WHAT IS EXPECTED:
Filter the entries and keep only the lines where the string "page" appears.

RECORDS TO PROCESS:
----------
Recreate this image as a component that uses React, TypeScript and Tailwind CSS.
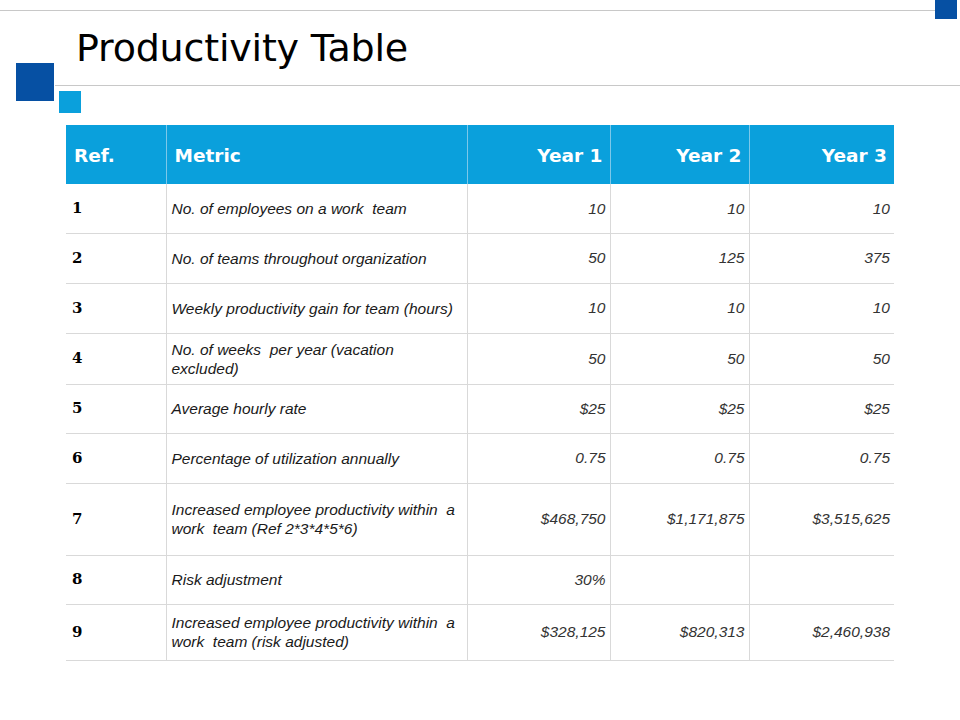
----------
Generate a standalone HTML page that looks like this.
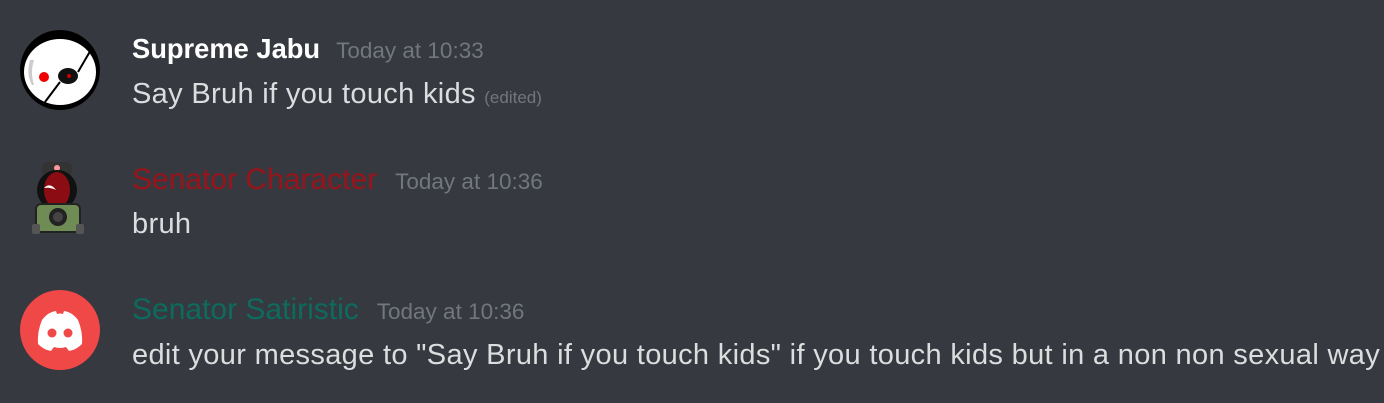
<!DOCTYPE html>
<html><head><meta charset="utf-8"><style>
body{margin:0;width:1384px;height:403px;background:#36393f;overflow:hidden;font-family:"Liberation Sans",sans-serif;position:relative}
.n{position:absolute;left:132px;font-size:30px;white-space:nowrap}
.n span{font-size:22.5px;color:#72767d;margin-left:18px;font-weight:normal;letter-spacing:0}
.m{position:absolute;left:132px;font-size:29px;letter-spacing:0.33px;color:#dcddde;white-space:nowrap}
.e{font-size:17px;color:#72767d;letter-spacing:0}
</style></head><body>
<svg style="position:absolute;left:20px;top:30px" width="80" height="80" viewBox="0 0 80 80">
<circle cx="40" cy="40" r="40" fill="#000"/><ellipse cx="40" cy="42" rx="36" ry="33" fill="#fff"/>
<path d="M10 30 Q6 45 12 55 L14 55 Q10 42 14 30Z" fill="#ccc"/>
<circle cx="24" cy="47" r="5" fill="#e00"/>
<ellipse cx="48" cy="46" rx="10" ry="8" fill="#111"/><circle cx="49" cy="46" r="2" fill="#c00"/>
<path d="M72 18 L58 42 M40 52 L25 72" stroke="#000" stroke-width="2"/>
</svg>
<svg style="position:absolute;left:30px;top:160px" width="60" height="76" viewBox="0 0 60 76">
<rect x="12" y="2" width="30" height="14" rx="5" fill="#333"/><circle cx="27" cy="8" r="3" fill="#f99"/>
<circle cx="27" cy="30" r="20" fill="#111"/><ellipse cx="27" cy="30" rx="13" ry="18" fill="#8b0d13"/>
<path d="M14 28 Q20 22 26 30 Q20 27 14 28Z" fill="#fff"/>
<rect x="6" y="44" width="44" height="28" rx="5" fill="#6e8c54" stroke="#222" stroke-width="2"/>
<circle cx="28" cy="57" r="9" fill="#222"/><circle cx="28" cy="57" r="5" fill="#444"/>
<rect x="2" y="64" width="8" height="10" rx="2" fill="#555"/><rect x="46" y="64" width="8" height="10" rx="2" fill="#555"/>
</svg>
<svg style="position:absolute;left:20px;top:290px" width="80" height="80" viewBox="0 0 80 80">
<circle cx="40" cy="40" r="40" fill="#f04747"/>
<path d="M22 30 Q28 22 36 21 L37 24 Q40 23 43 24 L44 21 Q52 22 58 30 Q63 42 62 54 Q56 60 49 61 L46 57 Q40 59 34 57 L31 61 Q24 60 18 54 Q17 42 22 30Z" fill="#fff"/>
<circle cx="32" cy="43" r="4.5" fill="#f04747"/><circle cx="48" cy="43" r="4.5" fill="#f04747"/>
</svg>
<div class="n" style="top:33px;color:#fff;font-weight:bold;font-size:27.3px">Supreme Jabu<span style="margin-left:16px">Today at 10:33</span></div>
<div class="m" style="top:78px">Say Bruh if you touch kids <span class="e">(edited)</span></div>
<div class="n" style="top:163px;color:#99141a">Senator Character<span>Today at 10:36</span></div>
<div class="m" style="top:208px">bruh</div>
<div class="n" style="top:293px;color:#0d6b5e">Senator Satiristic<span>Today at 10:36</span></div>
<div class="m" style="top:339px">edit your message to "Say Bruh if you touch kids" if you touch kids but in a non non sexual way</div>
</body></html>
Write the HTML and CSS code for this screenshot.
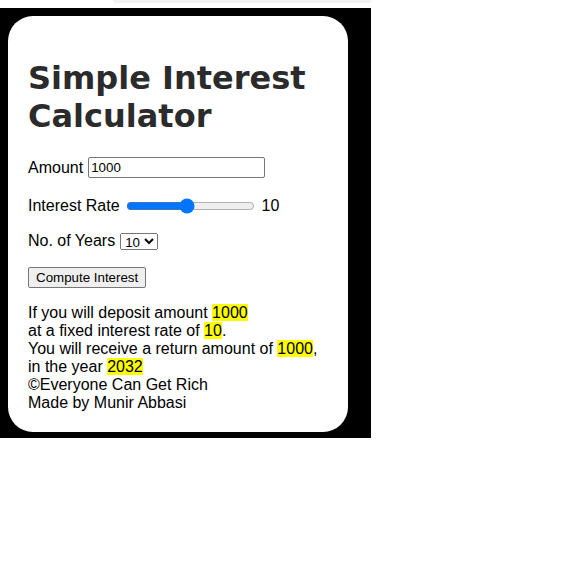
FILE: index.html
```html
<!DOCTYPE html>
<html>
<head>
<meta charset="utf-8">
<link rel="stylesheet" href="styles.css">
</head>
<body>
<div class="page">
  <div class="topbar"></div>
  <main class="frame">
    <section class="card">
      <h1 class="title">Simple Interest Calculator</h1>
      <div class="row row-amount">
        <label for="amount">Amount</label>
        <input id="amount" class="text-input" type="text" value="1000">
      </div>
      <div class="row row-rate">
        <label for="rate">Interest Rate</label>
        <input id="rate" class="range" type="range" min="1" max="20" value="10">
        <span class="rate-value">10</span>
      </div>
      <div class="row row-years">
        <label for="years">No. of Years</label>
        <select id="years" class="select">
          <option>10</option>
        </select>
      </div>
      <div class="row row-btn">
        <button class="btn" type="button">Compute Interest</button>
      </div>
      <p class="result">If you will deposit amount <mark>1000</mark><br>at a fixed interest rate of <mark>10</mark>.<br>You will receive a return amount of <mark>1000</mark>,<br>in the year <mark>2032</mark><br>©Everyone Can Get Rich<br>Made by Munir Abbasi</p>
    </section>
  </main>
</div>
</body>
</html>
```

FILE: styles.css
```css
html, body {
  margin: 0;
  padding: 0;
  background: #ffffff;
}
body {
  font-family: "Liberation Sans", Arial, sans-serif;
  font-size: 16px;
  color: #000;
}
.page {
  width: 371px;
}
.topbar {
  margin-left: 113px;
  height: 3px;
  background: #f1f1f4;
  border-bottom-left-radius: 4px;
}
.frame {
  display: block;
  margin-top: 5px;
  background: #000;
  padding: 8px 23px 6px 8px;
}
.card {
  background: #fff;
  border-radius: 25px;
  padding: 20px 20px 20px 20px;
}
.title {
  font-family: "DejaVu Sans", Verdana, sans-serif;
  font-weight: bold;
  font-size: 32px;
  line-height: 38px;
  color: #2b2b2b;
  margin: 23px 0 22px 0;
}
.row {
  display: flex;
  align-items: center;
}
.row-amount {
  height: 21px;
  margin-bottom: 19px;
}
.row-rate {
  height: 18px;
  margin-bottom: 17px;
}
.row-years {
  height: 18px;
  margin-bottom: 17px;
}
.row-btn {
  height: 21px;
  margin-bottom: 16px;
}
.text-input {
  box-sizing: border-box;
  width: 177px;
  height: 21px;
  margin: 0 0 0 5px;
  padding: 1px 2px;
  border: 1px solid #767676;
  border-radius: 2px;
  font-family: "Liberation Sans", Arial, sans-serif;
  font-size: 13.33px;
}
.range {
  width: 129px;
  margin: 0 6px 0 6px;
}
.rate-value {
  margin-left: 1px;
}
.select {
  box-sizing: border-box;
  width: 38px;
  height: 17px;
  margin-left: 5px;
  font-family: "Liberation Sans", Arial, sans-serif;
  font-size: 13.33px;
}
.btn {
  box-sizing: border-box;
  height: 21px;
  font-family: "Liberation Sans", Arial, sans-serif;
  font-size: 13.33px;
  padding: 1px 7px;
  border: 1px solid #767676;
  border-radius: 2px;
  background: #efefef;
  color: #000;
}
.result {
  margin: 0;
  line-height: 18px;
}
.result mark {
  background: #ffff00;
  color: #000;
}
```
----------
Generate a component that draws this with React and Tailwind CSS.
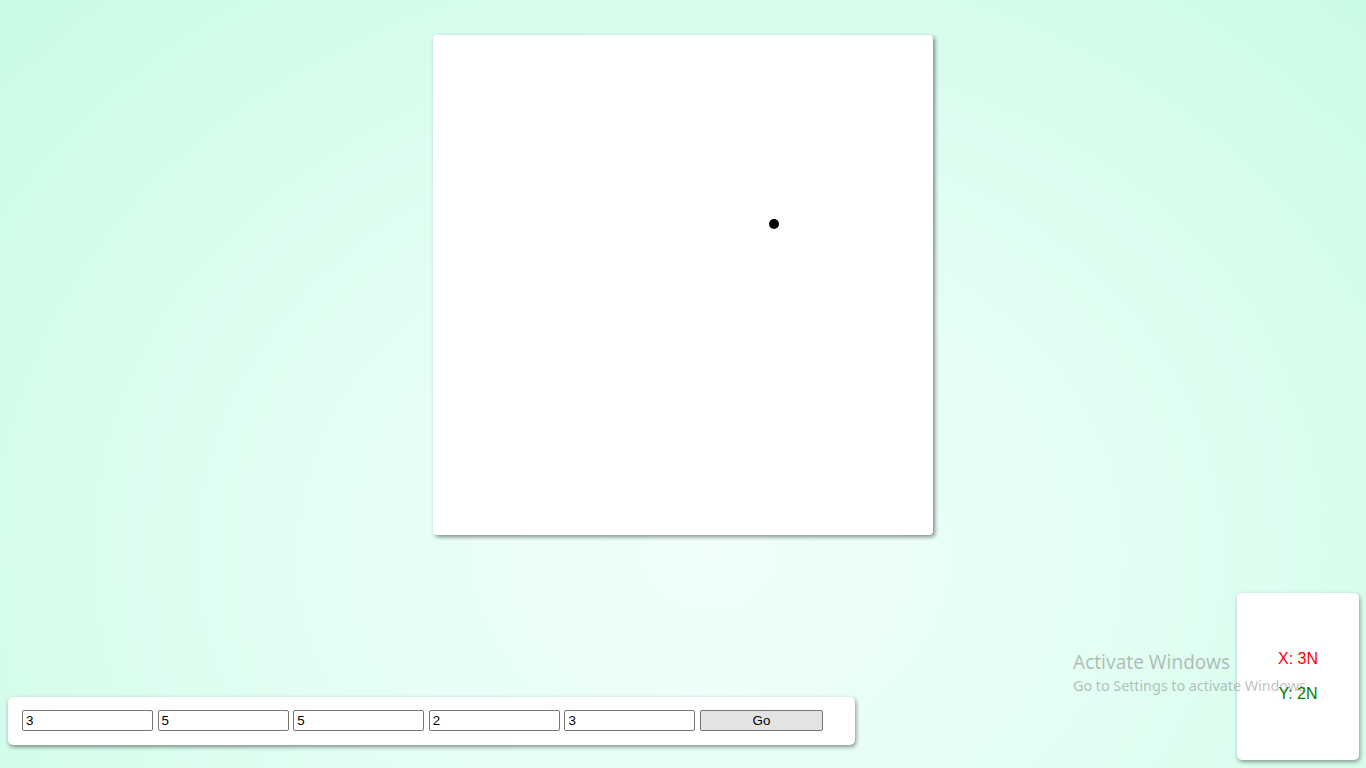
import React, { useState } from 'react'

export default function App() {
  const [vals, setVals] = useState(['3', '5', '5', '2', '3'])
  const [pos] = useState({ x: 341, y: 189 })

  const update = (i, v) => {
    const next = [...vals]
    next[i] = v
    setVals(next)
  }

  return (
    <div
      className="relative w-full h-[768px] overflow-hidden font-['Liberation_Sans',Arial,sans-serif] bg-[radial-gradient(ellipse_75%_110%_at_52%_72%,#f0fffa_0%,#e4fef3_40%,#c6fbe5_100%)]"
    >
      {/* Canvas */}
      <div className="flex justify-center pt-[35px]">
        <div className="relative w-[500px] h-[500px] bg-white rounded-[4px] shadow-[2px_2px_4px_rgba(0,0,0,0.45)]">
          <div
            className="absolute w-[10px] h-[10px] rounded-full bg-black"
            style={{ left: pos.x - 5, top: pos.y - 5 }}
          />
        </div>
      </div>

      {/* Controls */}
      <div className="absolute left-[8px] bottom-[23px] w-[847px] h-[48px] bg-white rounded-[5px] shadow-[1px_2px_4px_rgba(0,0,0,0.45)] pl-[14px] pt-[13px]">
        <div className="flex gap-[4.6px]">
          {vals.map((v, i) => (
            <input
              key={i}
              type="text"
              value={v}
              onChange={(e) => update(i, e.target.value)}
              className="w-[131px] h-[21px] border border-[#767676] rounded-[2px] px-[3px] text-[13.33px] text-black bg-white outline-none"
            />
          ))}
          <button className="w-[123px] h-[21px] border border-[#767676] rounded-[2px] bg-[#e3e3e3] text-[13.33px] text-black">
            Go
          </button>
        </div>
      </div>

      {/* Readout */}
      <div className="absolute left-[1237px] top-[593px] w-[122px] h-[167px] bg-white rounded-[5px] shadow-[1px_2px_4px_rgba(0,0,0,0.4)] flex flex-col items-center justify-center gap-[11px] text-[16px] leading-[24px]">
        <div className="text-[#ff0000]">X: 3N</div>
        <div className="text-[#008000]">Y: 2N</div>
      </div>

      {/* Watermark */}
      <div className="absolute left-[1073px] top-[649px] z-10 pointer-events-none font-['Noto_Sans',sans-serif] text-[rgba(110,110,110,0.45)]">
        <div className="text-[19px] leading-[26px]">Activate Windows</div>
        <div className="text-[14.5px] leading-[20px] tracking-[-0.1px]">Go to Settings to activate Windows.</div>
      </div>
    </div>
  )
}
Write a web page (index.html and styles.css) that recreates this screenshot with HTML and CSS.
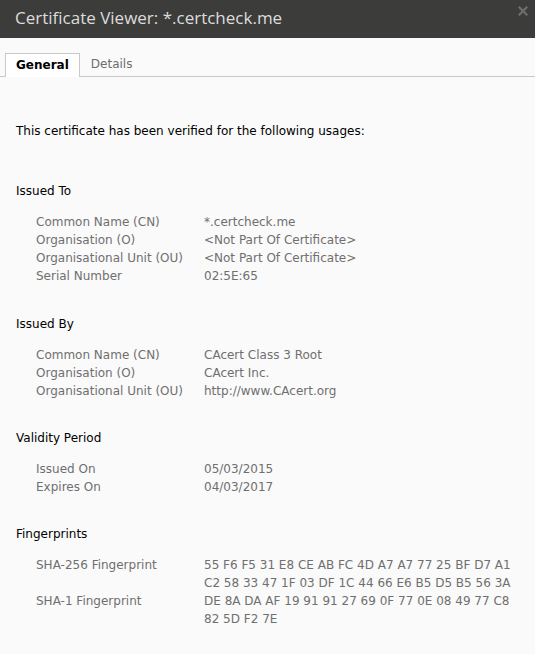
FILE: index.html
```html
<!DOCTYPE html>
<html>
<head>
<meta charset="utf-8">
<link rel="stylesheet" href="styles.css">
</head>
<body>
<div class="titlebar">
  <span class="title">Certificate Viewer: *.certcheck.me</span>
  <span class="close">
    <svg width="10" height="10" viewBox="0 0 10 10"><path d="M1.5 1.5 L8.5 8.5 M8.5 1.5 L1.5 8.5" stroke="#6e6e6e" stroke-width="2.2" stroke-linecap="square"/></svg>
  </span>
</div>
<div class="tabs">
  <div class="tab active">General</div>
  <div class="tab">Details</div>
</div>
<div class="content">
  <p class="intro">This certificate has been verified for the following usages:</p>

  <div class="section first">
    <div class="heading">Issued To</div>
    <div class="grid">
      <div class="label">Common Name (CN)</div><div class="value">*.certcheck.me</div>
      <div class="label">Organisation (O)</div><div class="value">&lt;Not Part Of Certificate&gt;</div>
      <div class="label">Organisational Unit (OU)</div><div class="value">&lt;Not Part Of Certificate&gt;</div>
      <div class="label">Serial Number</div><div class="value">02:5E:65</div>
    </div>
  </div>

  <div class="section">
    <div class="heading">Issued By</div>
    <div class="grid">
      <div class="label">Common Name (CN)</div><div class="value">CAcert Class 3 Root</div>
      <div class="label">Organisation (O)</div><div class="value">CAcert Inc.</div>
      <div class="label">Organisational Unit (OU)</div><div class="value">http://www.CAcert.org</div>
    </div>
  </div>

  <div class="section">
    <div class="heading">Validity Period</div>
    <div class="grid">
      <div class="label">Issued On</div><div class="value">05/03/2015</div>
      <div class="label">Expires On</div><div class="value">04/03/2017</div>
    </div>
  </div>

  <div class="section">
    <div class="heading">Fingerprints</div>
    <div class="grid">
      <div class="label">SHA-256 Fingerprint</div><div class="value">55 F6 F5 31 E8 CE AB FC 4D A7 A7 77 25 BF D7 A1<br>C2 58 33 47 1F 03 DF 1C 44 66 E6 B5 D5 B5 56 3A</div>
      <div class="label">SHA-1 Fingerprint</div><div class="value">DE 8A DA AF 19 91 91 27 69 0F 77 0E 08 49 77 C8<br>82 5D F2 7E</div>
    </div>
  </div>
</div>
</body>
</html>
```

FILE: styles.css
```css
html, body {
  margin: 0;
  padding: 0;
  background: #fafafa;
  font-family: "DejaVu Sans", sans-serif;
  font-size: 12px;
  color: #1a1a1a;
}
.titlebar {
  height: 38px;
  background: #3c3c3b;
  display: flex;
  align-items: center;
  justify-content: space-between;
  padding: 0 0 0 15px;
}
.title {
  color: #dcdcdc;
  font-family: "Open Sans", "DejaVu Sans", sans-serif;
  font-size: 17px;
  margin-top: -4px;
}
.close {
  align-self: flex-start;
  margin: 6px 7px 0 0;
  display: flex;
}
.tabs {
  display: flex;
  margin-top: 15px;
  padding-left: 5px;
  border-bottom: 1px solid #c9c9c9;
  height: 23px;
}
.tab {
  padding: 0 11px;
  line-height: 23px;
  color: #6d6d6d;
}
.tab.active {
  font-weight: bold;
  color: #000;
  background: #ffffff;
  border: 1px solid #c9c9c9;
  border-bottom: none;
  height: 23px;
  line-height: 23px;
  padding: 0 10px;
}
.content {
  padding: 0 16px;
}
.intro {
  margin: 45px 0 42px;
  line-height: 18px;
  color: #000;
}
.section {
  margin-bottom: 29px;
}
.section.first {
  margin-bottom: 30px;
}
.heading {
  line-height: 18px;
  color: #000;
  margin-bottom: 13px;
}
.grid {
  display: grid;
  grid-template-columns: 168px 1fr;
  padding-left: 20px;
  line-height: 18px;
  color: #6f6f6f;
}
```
----------
WRITTEN RESPONSE:
Generate a standalone HTML page that looks like this.
<div class="page">
.page {
Write a web page (index.html and styles.css) that recreates this screenshot with HTML and CSS.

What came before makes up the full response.